The parties are to advise the Court within forty-five (45) days of their intentions with respect to the future course of this litigation and a proposed time table for such proceedings.

Application denied.

SO ORDERED.

. In the light of counsel’s activities set forth supra at p. 2, the fee proposed would not, on its face, appear out of line were there some benefit to the class. We do not espouse the view, advocated by some commentators but rejected in Shelton v. Pargo, Inc., 582 F.2d at 1315, that “merely because the settlement involved some payment to the plaintiff [whose interests here coincide with that of counsel], notice must be given in “any event”. The fee payment does, however, subject the settlement to closer scrutiny because of the possibility of the abuses which F.R.Civ.P. 23(e) was designed to preclude.

. Plaintiffs are of course correct in suggesting that “the terms of the proposed disposition would place absent members of the putative class in a more favorable position than they would be [in] if the representative character of this litigation were terminated by a so-called ‘involuntary termination’, such as denial of certification. It appears generally well settled that in the latter situations, notice to the putative class is not required.” Supplementary Affidavit of Elliot D. Woocher, Esq., p. 2 n. But as noted supra, we are not precluding a settlement. Moreover, no valid basis has been suggested why certification might be denied here.

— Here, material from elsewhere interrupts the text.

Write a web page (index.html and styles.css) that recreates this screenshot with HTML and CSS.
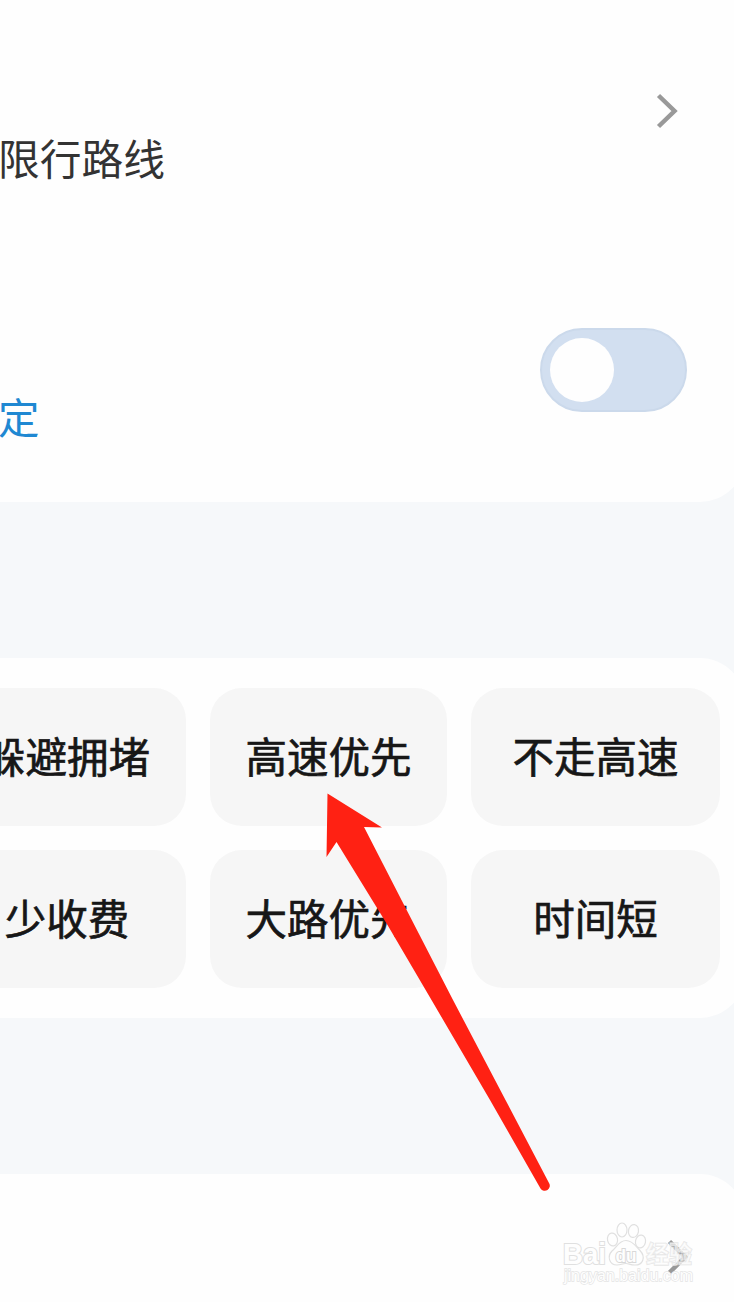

. At the Court’s request, the defendant has furnished an “Affidavit as to Burden to Texaco, Inc. Re: Notice to Putative Class.” Texaco advises that of the 1,100,000 class members, 300,000 receive a monthly billing and could be advised of the settlement in a statement included in such billing. Texaco estimates it would cost $176,000 to identify and mail notices to the remaining 800,000 putative class members. Including the statement in bills sent in successive months would not obviate the problem since “[a]nnually the total number of Texaco credit card purchasers within the class is estimated to be about 50 percent.” Affidavit as to Burden, p. 2.